Fortunately his energy and industry got him into the box, ignored by the bemused Traore, to meet a cross from Gibbs that he headed home convincingly. A little less passion and a little more calm precision might have produced more from the first half despite the torrent of passes, chances created and penalty calls spurned.

If the first half had the air of one of those self destruct games we find ourselves in of late then having hovered over the self destruct button we gave it a push not long into the second half when another fairly robust challenge on Giroud sent him sprawling. He got up swiftly as passions ran high and in time honoured fashion put his eyebrows to Onuoha`s and in time honoured fashion the defender threw himself to the ground simulating greater force than was involved.
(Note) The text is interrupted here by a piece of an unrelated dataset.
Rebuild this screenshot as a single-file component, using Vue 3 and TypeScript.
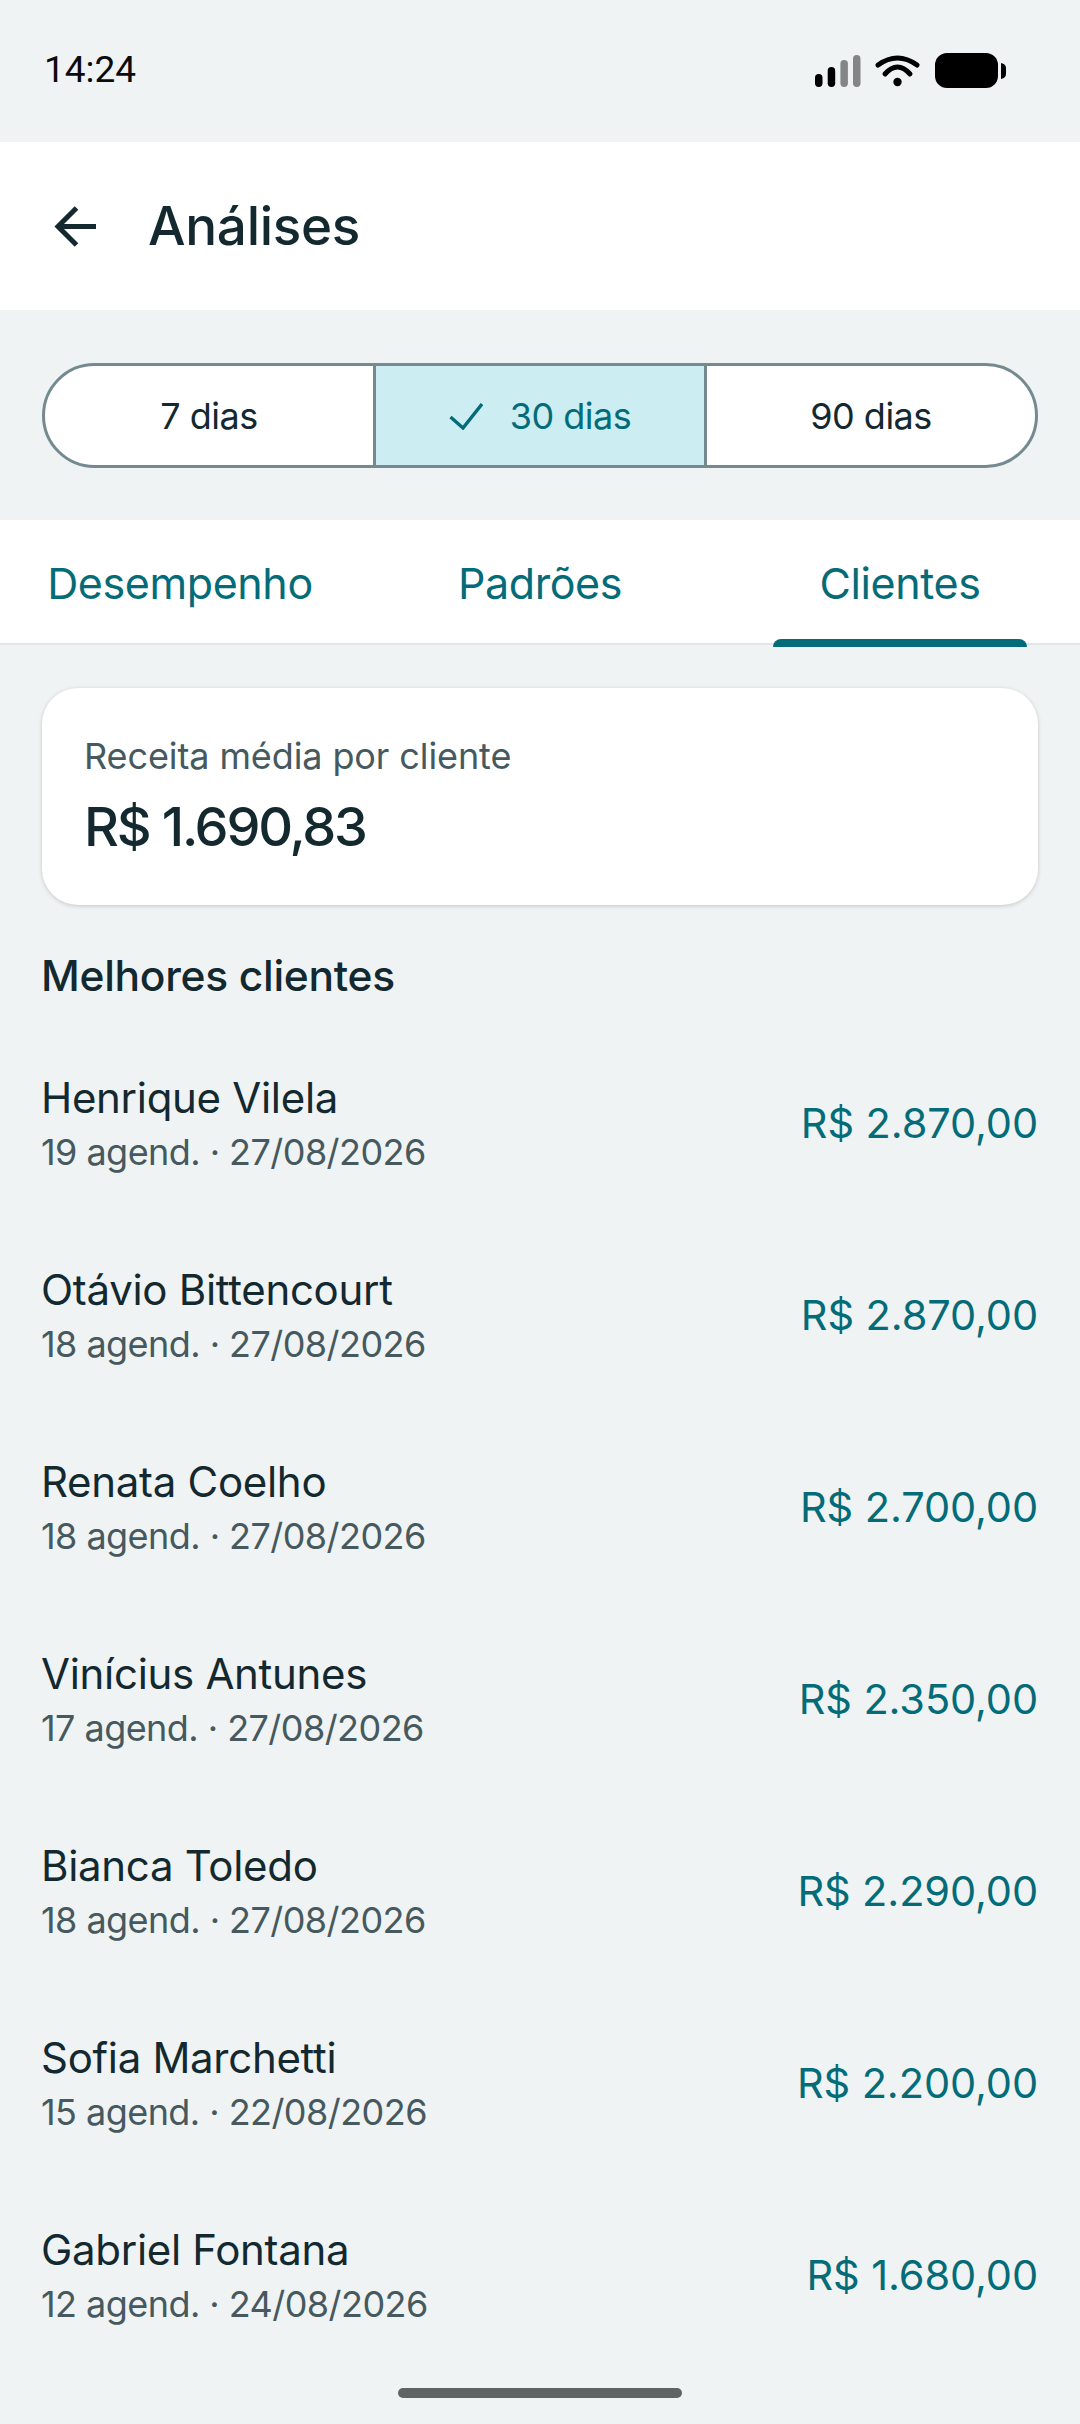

But no matter the referee was well within his rights to see that as a violent act and send Giroud off. He would also have been equally right to have seen Ferdinand’s far more forceful act of gripping Giroud by the neck and thrusting him forward as at least as violent but despite not being able to avoid witnessing it did not feel compelled to take the discouragement of violent acts any further than he did.

Down to 10 men Arsenal created almost as many chances in the second half as we did in the first, had as many shots on target from open play, passed a little more accurately overall, partly due to Alexis upping his pass completion rate from 57% to 79%, and scored as many goals as we did in the first half. Now it was QPR playing with passionate determination that with pretty well the whole of the second half of the game to play there was something for them to take from this game. They saw more of the ball, passed more frequently and a tad more accurately than we did and in a fraught atmosphere within the stadium, created by the tension palpable on both sides, were eventually rewarded by a referee who couldn’t have been resistant to the need to give QPR something for their efforts. It was a close call and you couldn’t really blame the referee for succumbing to the demands for more drama but it was a decision that in a quieter less theatrical point of the game might not have been given.

Fortunately we’d already doubled our lead by then in a rare moment of control and thought as Sanchez broke once more and once more looked to try to take on everyone but with his sight of goal blocked instead played an accurate pass to the free man Rosicky who with calm precise control hit it first time, low and hard across goal and found the back of the net. In truth we’d had more opportunities throughout the second half that poor decisions, lacking calm clinical thought, prevented us benefiting from as we might have done.

This was an exciting game because of the tension we partly created for ourselves, but also because we played it with a great deal of heart and not enough head. Without losing the passion we need to understand we have just as much need for precision in such games.